Henri Nouwen has a way of striking deep in the soul for me. His Wounded Healer was the first one I read and is still one of the best for pastoral ministry. Also In the Name of Jesus and The Return of the Prodigal Son.

Eugene Peterson's "four book trilogy" The Contemplative Pastor, Five Smooth Stones for Pastoral Work, Under the Unpredictable Plant, and Working the Angles are books I have read repeatedly over the years. I usually read one of those every year.

I would add a category of books I have only recently discovered -- books of people writing about the life of the pastor from the inside. Eugene Peterson's The Pastor (his memoirs), David Hansen's The Art of Pastoring, Richard Lischer's Open Secrets (the story of his first pastorate), Reinhold Niebuhr's Leaves from the Diary of a Tamed Cynic (his journal from his first pastorate a hundred years ago), and Lillian Daniels and Martin Copenhaver's This Odd and Wondrous Calling, along with Marilynne Robinson's novel Gilead all fit this genre. Reading these makes me want to be a better pastor. I could add Stanley Hauerwas's memoirs, Hannah's Child, which makes me want to be a better teacher.
I'm sure there are others and I wouldn't expect you to jump in and read all these. But you asked. 
(As I copied and pasted this from my email, I began to realize all the other voices that were not included. I'll have to save that for a future post.)




Monday, March 05, 2012

X-Garden Season 2


We acquired three important lessons about X-Gardening last year: (1) The drip irrigation system, if it stays connected, works great, even during times of massive drought; (2) Mulching the beds with straw kept most weeds in check and helped with retaining moisture; (3) Rabbits love gardens.

The time has arrived for the X-Garden to enter its second season, so this past weekend Melinda and I set about to develop the new, improved version.

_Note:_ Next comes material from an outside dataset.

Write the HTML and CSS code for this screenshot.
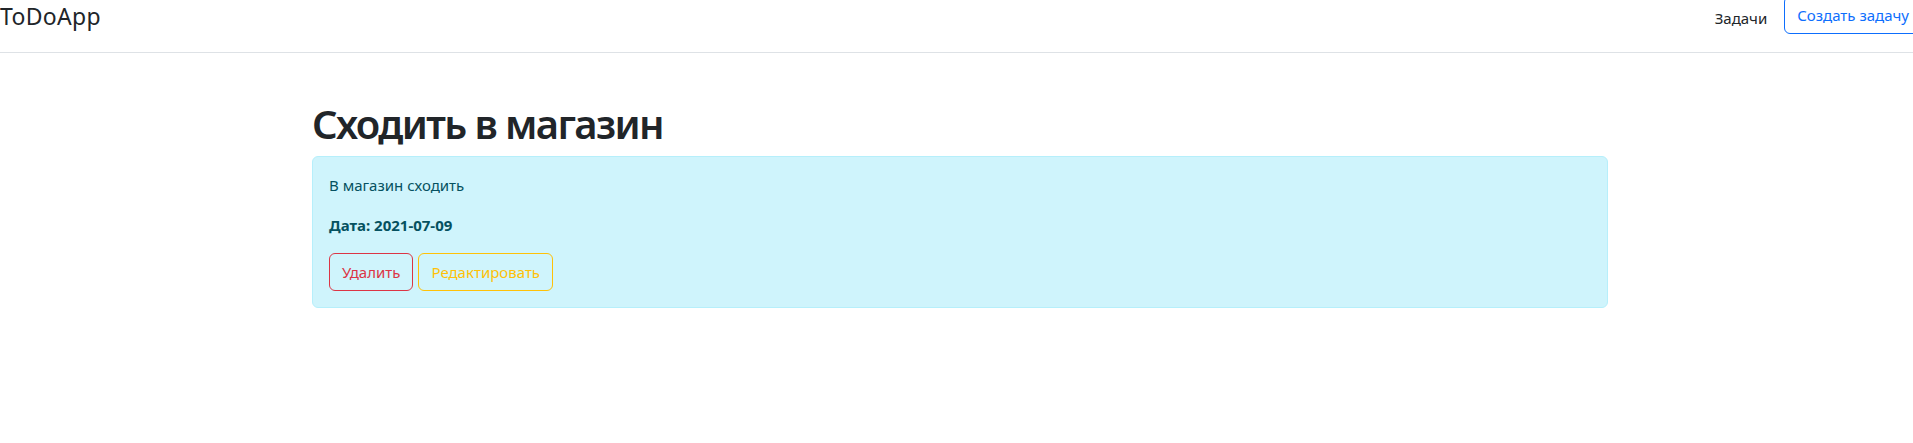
FILE: index.html
```html
<!DOCTYPE html>
<html lang="ru">
<head>
<meta charset="utf-8">
<title>ToDoApp</title>
<link rel="stylesheet" href="styles.css">
</head>
<body>
<header class="navbar">
  <a class="brand" href="#">ToDoApp</a>
  <nav class="nav-right">
    <a class="nav-link" href="#">Задачи</a>
    <a class="btn btn-outline-primary" href="#">Создать задачу</a>
  </nav>
</header>
<main class="container">
  <h1 class="title">Сходить в магазин</h1>
  <div class="alert">
    <p class="desc">В магазин сходить</p>
    <p class="date">Дата: 2021-07-09</p>
    <div class="actions">
      <a class="btn btn-outline-danger" href="#">Удалить</a>
      <a class="btn btn-outline-warning" href="#">Редактировать</a>
    </div>
  </div>
</main>
</body>
</html>
```
FILE: styles.css
```css
* { box-sizing: border-box; }
html, body { margin: 0; padding: 0; overflow: hidden; }
body {
  font-family: "Noto Sans", "Open Sans", sans-serif;
  font-size: 16px;
  line-height: 24px;
  color: #212529;
  background: #fff;
}
a { text-decoration: none; }

.navbar {
  display: flex;
  align-items: flex-start;
  justify-content: space-between;
  height: 53px;
  border-bottom: 1px solid #dee2e6;
}
.brand {
  font-size: 23px;
  line-height: 30px;
  padding-top: 1px;
  color: #212529;
  letter-spacing: 0.3px;
}
.nav-right {
  display: flex;
  align-items: flex-start;
  gap: 9px;
  margin-right: -9px;
}
.nav-link {
  color: #212529;
  padding: 6px 8px 0;
  font-size: 15px;
}
.btn {
  display: inline-block;
  height: 38px;
  padding: 6px 12px;
  border: 1px solid transparent;
  border-radius: 6px;
  font-size: 15px;
  line-height: 24px;
}
.nav-right .btn { margin-top: -4px; }
.btn-outline-primary { color: #0d6efd; border-color: #0d6efd; }
.btn-outline-danger { color: #dc3545; border-color: #dc3545; }
.btn-outline-warning { color: #ffc107; border-color: #ffc107; }

.container {
  width: 1296px;
  margin: 47px 0 0 312px;
}
.title {
  margin: 0 0 8px;
  font-size: 40px;
  line-height: 48px;
  font-weight: 600;
  letter-spacing: -1.6px;
}
.alert {
  background: #cff4fc;
  border: 1px solid #b6effb;
  border-radius: 6px;
  color: #055160;
  padding: 16px;
}
.alert p { margin: 0 0 16px; font-size: 15px; }
.date { font-weight: 700; }
.actions { display: flex; gap: 5px; }
```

First, we determined to border the beds with landscaping timbers to give them greater definition. We found the intrusive Bermuda grass blurred the edges of the beds. So for aesthetic purposes at least, the timbers will help. Second, we lined the fence with poultry wire with the hope that the bunnies will not be able to enter the garden. The wire is secured around the bottom to prevent a critter digging its way in as well. Then, I made a dozen trips to the fields with our big Groundwork wagon to bring in additional fresh soil for the beds. That done, we covered them with mulch until we can return in a couple of weeks to transplant some of the squashes, melons, cucumbers, tomatoes, and such that we are sprouting in pots here in Waco. 
 
This morning we packed up to return home. Waiting for some clothes to finish drying, Melinda went outside to sit under the mesquites and read Martin Luther. She called me out in an urgent tone. I ran outside and look up to the sky where she was pointing. Hundreds of sandhill cranes were overhead, making their annual migration from the South Texas coast to Canada. They passed by far overhead in large groups (kettles) that could be heard long before they could be seen. At times the cranes would leave their V-shaped groups and circle, riding thermals higher and higher, and then resume their northward glide. Flights of these beautiful birds continued to make their way directly over our farm for most of an hour. We stood outside with binoculars watching in awe.

Spring is clearly on its way to South Texas. Herb has a beautiful crop of wheat in the south pasture and has prepared the central section for planting hay. He worked all day Saturday to plant the fields behind and beside the house with rows of corn. On our way to Floresville to get gasoline, we passed a flock of wild turkeys, fourteen hens and two toms, near the fence, in the pasture adjoining ours. Wildflowers are beginning to bloom. We found Bluebonnet plants scattered over our yard. Hopefully when we return in a few weeks, they will be announcing the official arrival of a Texas spring.
 


I survived the trip with only a couple of my usual klutzy incidents -- running over a perfectly good garden hose with the lawn tractor and losing my eyeglasses, not once, but twice. Otherwise, we arrived home safely, with a two-hour stop in Austin for coffee with our Longhorn.

Friday, December 30, 2011

Day Eight: Life in Community

Thirty six cups of coffee, two dozen eggs, three dozen tortillas, pico de gallo, hash browns, and fresh squeezed orange juice from Texas fruit from the valley -- that was breakfast for the pizza group this morning. Hershey, the wiener dog, wandered off into the woods, provoking a search -- Debbie in her pink robe and flip-flops leading the way. We sat around picnic tables under the mesquite trees in perfect seventy degree weather to eat and talk. Matt gave his two year old daughter Evie rides in the wagon behind the John Deere and she laughed out loud the whole time. A game of chicken foot got organized on the front porch. Chris' lost earrings necessitated some plumbing work in the guest bath and a trip to the Wilson County Hardware store for a new P-Trap. David replaced two electrical sockets in the kitchen and bath and put a new chute on the lawn mower. Jenna played her guitar on the front porch. David and Diann took a walk around the pasture with two dogs in tow. Half of us walked over to the big sandstone rock where my cousins and I have been carving our initials for forty years. I led another group on a hike on the perimeter of the property, stopping under the huge oak trees for Matt, Jenna, and Julie to climb. Jared and Sarah arrived to join the group and the Henderson's and Mobley's took a trip to San Antonio to walk the river and eat out, celebrating LeAnn's birthday. The Creeches and Haynes' stayed behind to keep the dogs and played round after round of "What's Yours Like?"  Melinda, Jenna, and Chris cleaned up the kitchen and we tuned into the Oklahoma Sooners game, waiting for our Sooner fans to return from the city. The ebb and flow of the day has been simple and rich.